Short problem
Wherever a line holds the word "screenshot", copy that line out.

[Records from a dataset]
----
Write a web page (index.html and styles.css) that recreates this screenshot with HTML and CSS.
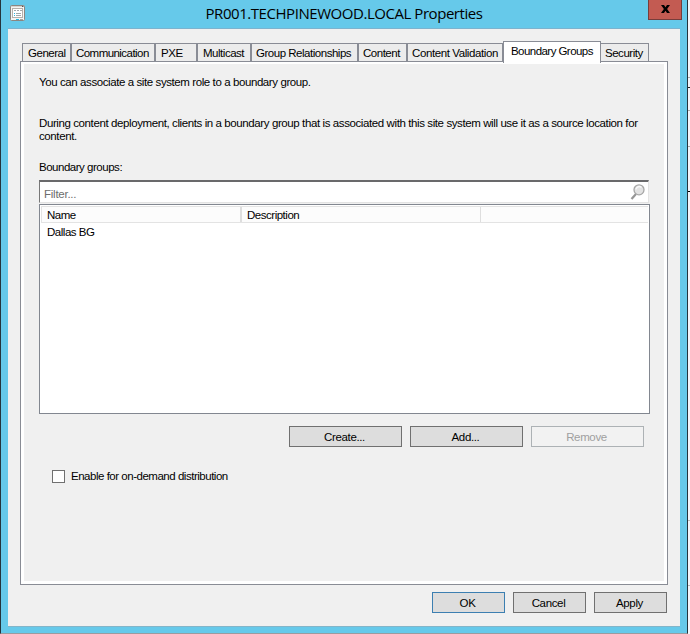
FILE: index.html
```html
<!DOCTYPE html>
<html lang="en">
<head>
<meta charset="utf-8">
<title>PR001.TECHPINEWOOD.LOCAL Properties</title>
<link rel="stylesheet" href="styles.css">
</head>
<body>
<div class="desktop">
<main class="window">
  <header class="titlebar">
    <svg class="app-icon" width="16" height="16" viewBox="0 0 16 16">
      <rect x=".5" y=".5" width="14" height="15" rx="1" fill="#f4f4f2" stroke="#8b8681"/>
      <path d="M1 1.5h11" stroke="#d8d4d0"/>
      <path d="M12 1.5h1.500" stroke="#55504c"/>
      <rect x="2.500" y="3.500" width="10" height="9" fill="#fff" stroke="#b5b0ab"/>
      <path d="M4 5.500h2M7 5.500h2M10 5.500h2M6 8.500h5M6 10.500h5" stroke="#a3a8aa"/>
      <path d="M4 8.500h1M4 10.500h1M6 14.500h3" stroke="#29b6de"/>
      <path d="M10 14.500h3" stroke="#aaa5a0"/>
    </svg>
    <h1 class="title">PR001.TECHPINEWOOD.LOCAL Properties</h1>
    <button class="close" aria-label="Close"><svg width="9" height="8" viewBox="0 0 9 8"><path d="M0 0h3l1.500 2.300L6 0h3L6.100 4 9 8H6L4.500 5.700 3 8H0l2.900-4z" fill="#000"/></svg></button>
  </header>
  <section class="client">
    <nav class="tabs">
      <button class="tab t-general"><span>General</span></button>
      <button class="tab t-comm"><span>Communication</span></button>
      <button class="tab t-pxe"><span>PXE</span></button>
      <button class="tab t-multi"><span>Multicast</span></button>
      <button class="tab t-rel"><span>Group Relationships</span></button>
      <button class="tab t-content"><span>Content</span></button>
      <button class="tab t-valid"><span>Content Validation</span></button>
      <button class="tab active"><span>Boundary Groups</span></button>
      <button class="tab t-sec"><span>Security</span></button>
    </nav>
    <div class="pane">
      <p class="intro"><span>You can associate a site system role to a boundary group.</span></p>
      <p class="detail"><span class="line1">During content deployment, clients in a boundary group that is associated with this site system will use it as a source location for</span><br><span>content.</span></p>
      <p class="list-label"><span>Boundary groups:</span></p>
      <div class="filter"><span>Filter...</span>
        <svg width="16" height="17" viewBox="0 0 16 17"><path d="M6 11L1.500 16" stroke="#969696" stroke-width="2.200"/><circle cx="9" cy="6.800" r="5" fill="#e2e2e2" stroke="#a6a6a6" stroke-width="1.300"/><path d="M6 6.300A3.200 3.200 0 0 1 11.500 4.600" fill="none" stroke="#f8f8f8" stroke-width="1.500"/></svg>
      </div>
      <div class="list">
        <div class="head"><div class="col name"><span>Name</span></div><div class="col desc"><span>Description</span></div></div>
        <div class="row"><span>Dallas BG</span></div>
      </div>
      <div class="actions">
        <button class="btn"><span>Create...</span></button>
        <button class="btn"><span>Add...</span></button>
        <button class="btn disabled" disabled><span>Remove</span></button>
      </div>
      <div class="option"><i class="check"></i><span>Enable for on-demand distribution</span></div>
    </div>
    <footer class="footer">
      <button class="btn ok"><span>OK</span></button>
      <button class="btn"><span>Cancel</span></button>
      <button class="btn"><span>Apply</span></button>
    </footer>
  </section>
</main>
<aside class="behind"><i class="b1"></i><i class="b2"></i><i class="b3"></i><i class="b4"></i><i class="b5"></i><i class="b6"></i><i class="b7"></i></aside>
</div>
</body>
</html>
```
FILE: styles.css
```css
* { box-sizing: border-box; }
body { margin: 0; width: 690px; height: 634px; overflow: hidden; background: #fff; color: #000; font: 11.5px/14px "Liberation Sans", Arial, sans-serif; letter-spacing: -.48px; }
p, h1 { margin: 0; font-weight: normal; }
button { font: inherit; letter-spacing: inherit; color: inherit; padding: 0; margin: 0; border-radius: 0; white-space: nowrap; }
.desktop { display: flex; height: 634px; }
.window { width: 688px; height: 634px; background: #66c9ea; border: solid #25343c; border-width: 0 1px; border-bottom: 1px solid #9b9b9f; padding: 0 7px; }
.titlebar { height: 28px; display: flex; align-items: flex-start; }
.app-icon { margin: 5px 0 0 2px; flex: none; }
.title { flex: 1; margin: 3px 0 0; text-align: center; font: 15px/20px "Open Sans", sans-serif; letter-spacing: -.45px; padding-left: 14px; }
.close { width: 34px; height: 20px; margin-right: -2px; background: #c35b52; border: 1px solid #773d3b; border-top: 0; display: flex; align-items: center; justify-content: center; padding-bottom: 2px; }
.client { width: 672px; height: 599px; background: #f0f0f0; border-top: 1px solid #7db3ce; border-bottom: 1px solid #83b5c9; padding: 12px 12px 0; }
.tabs { display: flex; align-items: flex-end; height: 20px; padding-left: 2px; }
.tab { height: 18px; background: #ececec; border: 1px solid #898c95; border-bottom: 0; text-align: left; padding-left: 5px; }
.tab span { display: block; line-height: 19px; }
.t-general { width: 49px; }
.t-comm { width: 84px; padding-left: 4px; letter-spacing: -.55px; }
.t-pxe { width: 42px; }
.t-multi { width: 54px; }
.t-rel { width: 107px; padding-left: 4px; }
.t-content { width: 49px; padding-left: 4px; }
.t-valid { width: 96px; padding-left: 4px; letter-spacing: -.4px; }
.active { width: 98px; height: 22px; background: #fff; margin-bottom: -2px; padding-left: 7px; position: relative; letter-spacing: -.55px; }
.active span { line-height: 19px; height: 21px; }
.t-sec { width: 48px; border-left: 0; padding-left: 4px; }
.pane { width: 648px; height: 524px; border: 1px solid #898c95; padding: 13px 14px 0 15px; background: #f0f0f0; box-shadow: inset 3px 2px #fff, inset -3px -3px #fff; }
.intro { height: 42px; padding-left: 3px; letter-spacing: -.41px; }
.detail { height: 43px; line-height: 13px; padding-left: 3px; white-space: nowrap; letter-spacing: -.4px; }
.list-label { height: 20px; padding-left: 3px; }
.filter { margin-left: 3px; width: 610px; height: 23px; background: #fff; border: solid; border-width: 2px 1px 1px; border-color: #69696b #e3e3e3 #e3e3e3 #777; display: flex; justify-content: space-between; padding: 5px 2px 0 4px; color: #6d6d6d; letter-spacing: -.25px; }
.filter svg { margin-top: -4px; }
.list { margin: 1px 0 0 3px; width: 611px; height: 210px; background: #fff; border: 1px solid #828790; padding: 1px; }
.head { display: flex; height: 17px; background: #fcfcfc; border: 1px solid #e3e3e3; border-right: 0; }
.col { line-height: 17px; padding-left: 5px; border-right: 1px solid #dedede; }
.name { width: 200px; border-right-width: 2px; }
.desc { width: 239px; }
.row { padding: 2px 0 0 6px; line-height: 15px; }
.actions { display: flex; gap: 8px; margin: 12px 0 0 253px; }
.btn { height: 21px; width: 113px; background: #ddd; border: 1px solid #707070; text-align: center; letter-spacing: -.35px; }
.btn span { display: block; height: 19px; line-height: 20px; padding-right: 2px; }
.disabled { background: #f2f2f2; border-color: #adb2b5; color: #a0a0a0; }
.option { display: flex; align-items: center; gap: 6px; margin: 22px 0 0 16px; }
.check { width: 13px; height: 13px; background: #fff; border: 1px solid #707070; }
.footer { display: flex; justify-content: flex-end; gap: 8px; padding: 7px 1px 0 0; }
.footer .btn { width: 73px; }
.footer .ok { border-color: #3c7fb1; }
.behind { width: 2px; height: 634px; background: #f4f5fa; display: flex; flex-direction: column; }
.behind i { height: 1px; flex: none; }
.b1 { margin-top: 77px; background: #aaa; }
.b2 { margin-top: 9px; background: #222; }
.b3 { margin-top: 22px; background: #aaa; }
.b4 { margin-top: 35px; background: #aaa; }
.b5 { margin-top: 44px; background: #000; }
.b6 { margin-top: 328px; background: #bbb; }
.b7 { margin-top: 64px; background: #bbb; }
```
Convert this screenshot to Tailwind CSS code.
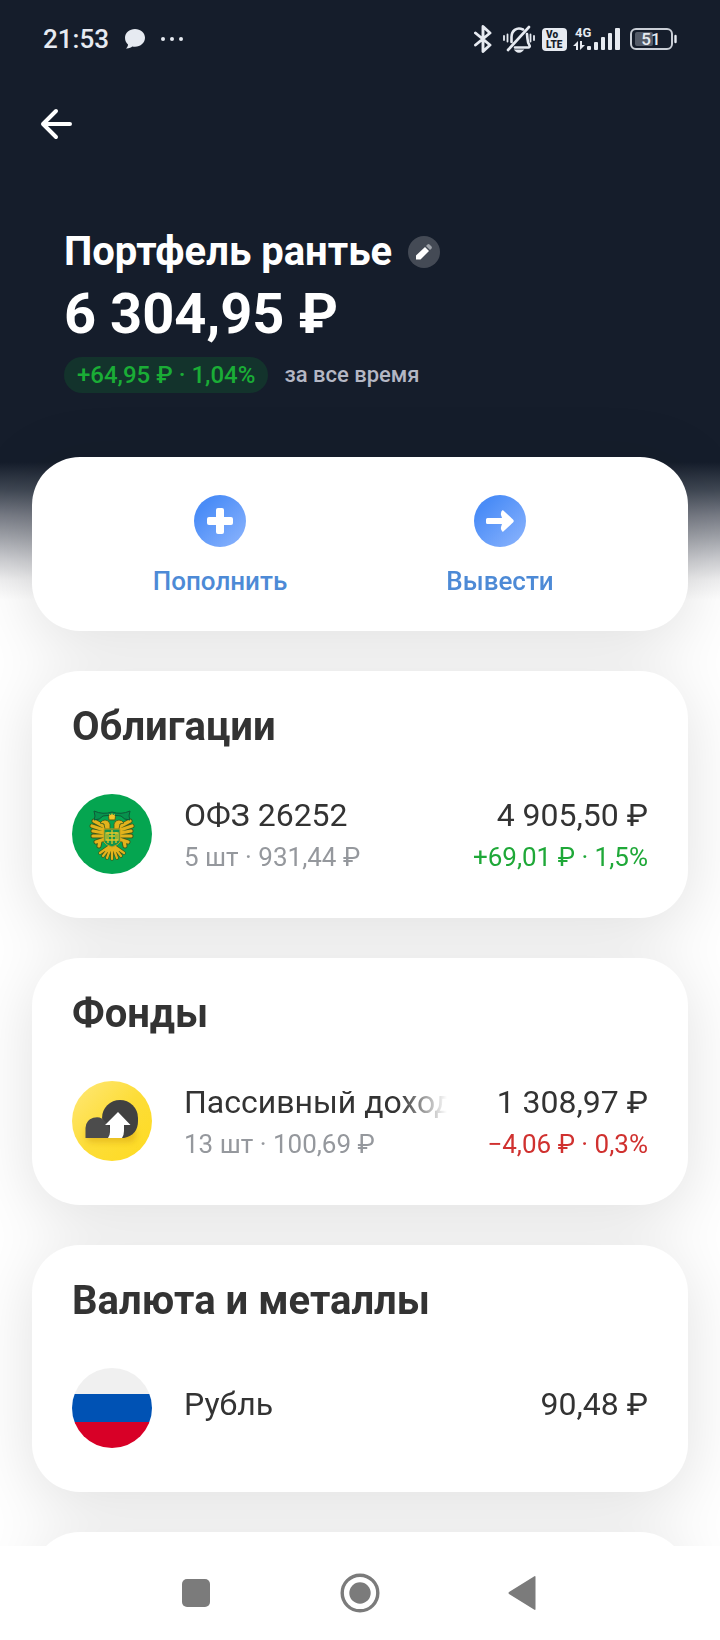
<!DOCTYPE html>
<html lang="ru">
<head>
    <meta charset="UTF-8">
    <meta name="viewport" content="width=device-width, initial-scale=1.0">
    <title>Портфель рантье</title>
    <script src="https://cdn.jsdelivr.net/npm/@tailwindcss/browser@4"></script>
</head>
<body class="h-screen flex flex-col bg-white text-[#333333] font-[Roboto,'Noto_Sans',sans-serif]">
    <div class="flex-1 min-h-0 overflow-y-auto [scrollbar-width:none]">
        <div class="bg-[linear-gradient(to_bottom,#151d2b_0px,#151d2b_462px,#404854_490px,#777b85_515px,#9da0a7_535px,#cecfd3_560px,#f0f0f1_580px,#ffffff_600px)]">

            <!-- Status bar -->
            <div class="h-[78px] px-[43px] flex items-center justify-between text-[#e6eaf1]">
                <div class="flex items-center">
                    <span class="text-[26px] leading-8 font-medium">21:53</span>
                    <svg class="ml-4 w-5 h-5" viewBox="0 0 20 20" fill="currentColor"><path d="M10 0C4.500 0 0 3.800 0 8.800c0 3 1.400 5.400 3 6.800 0 1.800-1 3.200-2 3.800 3 .2 5.200-1 6.200-2 .9.200 1.800.3 2.800.3 5.600 0 10-3.900 10-8.900S15.500 0 10 0z"/></svg>
                    <svg class="ml-4 w-[22px] h-1" viewBox="0 0 22 4" fill="currentColor"><circle cx="2" cy="2" r="2"/><circle cx="11" cy="2" r="2"/><circle cx="20" cy="2" r="2"/></svg>
                </div>
                <div class="flex items-center">
                    <svg class="w-[18px] h-7" viewBox="0 0 18 28" fill="none" stroke="currentColor" stroke-width="2.900" stroke-linejoin="round" stroke-linecap="round"><path d="M1.500 8L16 20 9 26.500V1.500L16 8 1.500 20"/></svg>
                    <svg class="ml-[11px] w-8 h-7" viewBox="0 0 32 28" fill="none" stroke="currentColor" stroke-width="2.600" stroke-linecap="round">
                        <path d="M26 2L5 25M20 4.500C13.500 1.500 8.500 6 8.500 12v5M24 9c.8 6 0 8 2.500 11.500 .6 1-.2 2-1.200 2H12"/>
                        <path d="M13 25.500h6q-3 2.800-6 0zM4.500 9.500v7M1 11v4M27.500 9.500v7M31 11v4" stroke-width="1.800"/>
                    </svg>
                    <svg class="ml-[7px] w-[25px] h-[23px] overflow-visible" viewBox="0 0 25 23"><rect width="25" height="23" rx="4" fill="currentColor"/><text x="4" y="10" font-size="10" font-weight="900" fill="#151d2b">Vo</text><text x="4" y="20" font-size="10" font-weight="900" fill="#151d2b">LTE</text></svg>
                    <svg class="ml-[6px] w-[47px] h-6 overflow-visible" viewBox="0 0 47 24" fill="currentColor">
                        <text x="2" y="10" font-size="13" font-weight="700">4G</text>
                        <path d="M5 14v9H3v-4H0zM7 23v-9h2v4h3z"/>
                        <rect x="14" y="19" width="4" height="4" rx="1"/><rect x="21" y="15" width="4" height="8" rx="1"/><rect x="28" y="10" width="4" height="13" rx="1"/><rect x="35" y="6" width="4" height="17" rx="1"/><rect x="42" y="1" width="5" height="22" rx="1"/>
                    </svg>
                    <svg class="ml-[10px] w-[47px] h-[22px]" viewBox="0 0 47 22">
                        <rect x="5" y="4" width="18" height="14" rx="2" fill="#545b68"/>
                        <rect x="1" y="1" width="41" height="20" rx="5" fill="none" stroke="#c9ced6" stroke-width="2"/>
                        <path d="M45.500 8v6" stroke="currentColor" stroke-width="2.400" stroke-linecap="round"/>
                        <text x="21" y="17" text-anchor="middle" font-size="17" font-weight="500" fill="currentColor">51</text>
                    </svg>
                </div>
            </div>

            <!-- Portfolio header -->
            <header class="px-8 text-white">
                <button type="button" aria-label="Назад" class="mt-[22px] w-12 h-12 flex items-center justify-center">
                    <svg class="w-8 h-8" viewBox="0 0 32 32" fill="none" stroke="currentColor" stroke-width="4" stroke-linecap="round" stroke-linejoin="round"><path d="M30 16H3M16 3L3 16l13 13"/></svg>
                </button>
                <div class="px-8 pt-20">
                    <div class="flex items-center gap-4">
                        <h1 class="text-[40px] leading-[48px] font-bold">Портфель рантье</h1>
                        <button type="button" aria-label="Переименовать" class="w-8 h-8 rounded-full bg-[#444a55] flex items-center justify-center">
                            <svg class="w-4 h-4" viewBox="0 0 16 16"><path d="M0 15.500v-4L9 3l4 4-8.500 8.500z" fill="#fff"/><path d="M10 2l1.500-1.500q1-.8 2 0l2 2q.8 1 0 2L14 6z" fill="#9ea2a9"/></svg>
                        </button>
                    </div>
                    <p class="pt-1 text-[56px] leading-[69px] font-bold">6 304,95 ₽</p>
                    <div class="pt-2 flex items-center gap-4 font-medium">
                        <span class="px-[13px] rounded-full bg-[#13332c] text-2xl leading-9 text-[#1aad36]">+64,95 ₽ · 1,04%</span>
                        <span class="text-[22px] leading-9 text-[#b4b7c4]">за все время</span>
                    </div>
                </div>
            </header>

            <main class="mt-16 px-8 flex flex-col gap-10 drop-shadow-[0_12px_32px_rgba(0,0,0,0.12)]">
                <!-- Actions -->
                <div class="h-[174px] px-12 pt-[38px] grid grid-cols-2 items-start rounded-[48px] bg-white text-[26px] leading-8 font-medium text-[#4d8ad6]">
                    <button type="button" class="flex flex-col items-center gap-[18px]">
                        <svg class="w-[52px] h-[52px]" viewBox="0 0 52 52">
                            <defs><linearGradient id="blue" x1="0" y1="0" x2="1" y2="1"><stop offset="0.200" stop-color="#4a8cf7"/><stop offset="1" stop-color="#8db5fd"/></linearGradient></defs>
                            <circle cx="26" cy="26" r="26" fill="url(#blue)"/><rect x="22" y="13" width="8" height="26" rx="2" fill="#fff"/><rect x="13" y="22" width="26" height="8" rx="2" fill="#fff"/>
                        </svg>
                        Пополнить
                    </button>
                    <button type="button" class="flex flex-col items-center gap-[18px]">
                        <svg class="w-[52px] h-[52px]" viewBox="0 0 52 52">
                            <circle cx="26" cy="26" r="26" fill="url(#blue)"/><path d="M12 24.500q0-1.500 1.500-1.500H28l-1-3q-.6-3.500 1.800-5L39 24.500q1.500 1.500 0 3L28.800 37q-2.400-1.500-1.800-5l1-3H13.500q-1.500 0-1.500-1.500z" fill="#fff"/>
                        </svg>
                        Вывести
                    </button>
                </div>

                <!-- Bonds -->
                <section class="px-10 pt-8 pb-10 rounded-[48px] bg-white">
                    <h2 class="text-[40px] leading-[48px] font-bold">Облигации</h2>
                    <div class="mt-[43px] flex items-start">
                        <svg class="w-20 h-20 shrink-0" viewBox="0 0 80 80">
                            <circle cx="40" cy="40" r="40" fill="#05a550"/>
                            <!-- wings -->
                            <path d="M33 33L22 27M32 36L20 32M32 39L21 37M32 42L21 42M33 45L24 48M47 33L58 27M48 36L60 32M48 39L59 37M48 42L59 42M47 45L56 48M28 47l-1 5M52 47l1 5" fill="none" stroke="#3d5a1c" stroke-width="5" stroke-linecap="round"/>
                            <path d="M33 33L22 27M32 36L20 32M32 39L21 37M32 42L21 42M33 45L24 48M47 33L58 27M48 36L60 32M48 39L59 37M48 42L59 42M47 45L56 48M28 47l-1 5M52 47l1 5" fill="none" stroke="#e2b31c" stroke-width="3.200" stroke-linecap="round"/>
                            <!-- tail -->
                            <path d="M38 52l-10 7M38 53l-7 9M39 53l-4 11M40 53v12M41 53l4 11M42 53l7 9M42 52l10 7" fill="none" stroke="#3d5a1c" stroke-width="3.600" stroke-linecap="round"/>
                            <path d="M38 52l-10 7M38 53l-7 9M39 53l-4 11M40 53v12M41 53l4 11M42 53l7 9M42 52l10 7" fill="none" stroke="#e2b31c" stroke-width="2.200" stroke-linecap="round"/>
                            <!-- heads and crown -->
                            <g fill="#e2b31c" stroke="#3d5a1c" stroke-width="0.800">
                                <path d="M38 35V30q-1-4-5-4-3 0-5 3l4 1 1 5zM42 35V30q1-4 5-4 3 0 5 3l-4 1-1 5z"/>
                                <path d="M36 20l2 2 2-3 2 3 2-2-1 6h-6z"/>
                            </g>
                            <path d="M22 17q9 4 18 1 9 3 18-1l-1 5 1 4q-6 0-9-4-9-2-18 0-3 4-9 4l1-4z" fill="#07924d" stroke="#0d5a38"/>
                            <path d="M37 20l2 1 1-2 1 2 2-1-1 5h-4z" fill="#f2c52a"/>
                            <path d="M32 35h16v13q-2 3-8 5-6-2-8-5z" fill="#12944c" stroke="#c99f1a"/>
                            <path d="M36 38v11M44 38v11M40 36v14M34 39h12v7H34zM37 42h6" stroke="#e2c52a" stroke-width="1.300" fill="none"/>
                        </svg>
                        <div class="ml-8 flex-1 min-w-0">
                            <p class="text-[32px] leading-[42px]">ОФЗ 26252</p>
                            <p class="text-[26px] leading-[42px] text-[#95989d]">5 шт · 931,44 ₽</p>
                        </div>
                        <div class="ml-10 text-right">
                            <p class="text-[32px] leading-[42px]">4 905,50 ₽</p>
                            <p class="text-[26px] leading-[42px] text-[#1fa838]">+69,01 ₽ · 1,5%</p>
                        </div>
                    </div>
                </section>

                <!-- Funds -->
                <section class="px-10 pt-8 pb-10 rounded-[48px] bg-white">
                    <h2 class="text-[40px] leading-[48px] font-bold">Фонды</h2>
                    <div class="mt-[43px] flex items-start">
                        <svg class="w-20 h-20 shrink-0" viewBox="0 0 80 80">
                            <defs>
                                <linearGradient id="gold" x1="0" y1="0" x2="1" y2="1"><stop offset="0" stop-color="#ffe87a"/><stop offset="0.500" stop-color="#fddd38"/><stop offset="1" stop-color="#fedb20"/></linearGradient>
                                <filter id="soft" x="-20%" y="-20%" width="140%" height="160%"><feGaussianBlur stdDeviation="3"/></filter>
                            </defs>
                            <circle cx="40" cy="40" r="40" fill="url(#gold)"/>
                            <rect x="14" y="46" width="50" height="15" rx="6" fill="#d9a915" opacity="0.600" filter="url(#soft)"/>
                            <path d="M30 37a18 18 0 0 1 36 0v3q0 14-14 17H36z" fill="#414141"/>
                            <path d="M13.500 57V47a11 11 0 0 1 20-6q5 6 6 16z" fill="#4c4c4c"/>
                            <path d="M46 31L58.500 44H52v6q0 4-2 7H36q2-3 2-6v-7h-5z" fill="#fff"/>
                        </svg>
                        <div class="ml-8 flex-1 min-w-0">
                            <p class="text-[32px] leading-[42px] whitespace-nowrap overflow-hidden [mask-image:linear-gradient(to_right,#000_calc(100%-48px),transparent)]">Пассивный доход</p>
                            <p class="text-[26px] leading-[42px] text-[#95989d]">13 шт · 100,69 ₽</p>
                        </div>
                        <div class="ml-10 text-right">
                            <p class="text-[32px] leading-[42px]">1 308,97 ₽</p>
                            <p class="text-[26px] leading-[42px] text-[#d0312f]">−4,06 ₽ · 0,3%</p>
                        </div>
                    </div>
                </section>

                <!-- Currency and metals -->
                <section class="px-10 pt-8 pb-11 rounded-[48px] bg-white">
                    <h2 class="text-[40px] leading-[48px] font-bold">Валюта и металлы</h2>
                    <div class="mt-[43px] flex items-start">
                        <div class="w-20 h-20 shrink-0 rounded-full bg-[linear-gradient(#f0f0f0_26px,#0052b4_26px,#0052b4_54px,#d80027_54px)]"></div>
                        <p class="ml-8 flex-1 min-w-0 text-[32px] leading-[72px]">Рубль</p>
                        <p class="ml-10 text-[32px] leading-[72px]">90,48 ₽</p>
                    </div>
                </section>

                <!-- Next card, cut off by the navigation bar -->
                <section class="h-20 rounded-t-[48px] bg-white"></section>
            </main>
        </div>
    </div>

    <!-- System navigation -->
    <nav class="h-[94px] shrink-0 flex items-center justify-center gap-29 bg-white text-[#7b7b7b]">
        <button type="button" aria-label="Недавние" class="w-12 h-12 flex items-center justify-center">
            <svg class="w-7 h-7" viewBox="0 0 28 28" fill="currentColor"><rect width="28" height="28" rx="5"/></svg>
        </button>
        <button type="button" aria-label="Домой" class="w-12 h-12 flex items-center justify-center">
            <svg class="w-10 h-10" viewBox="0 0 40 40"><circle cx="20" cy="20" r="17.800" fill="none" stroke="currentColor" stroke-width="3.400"/><circle cx="20" cy="20" r="10.700" fill="currentColor"/></svg>
        </button>
        <button type="button" aria-label="Назад" class="w-12 h-12 flex items-center justify-center">
            <svg class="w-8 h-9" viewBox="0 0 32 36" fill="currentColor"><path d="M26 1.500q1.500-1 1.500.5v32q0 1.500-1.500.5L1 19q-1-1 0-2z"/></svg>
        </button>
    </nav>
</body>
</html>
----
Result
Write a web page (index.html and styles.css) that recreates this screenshot with HTML and CSS.
Convert this screenshot to Tailwind CSS code.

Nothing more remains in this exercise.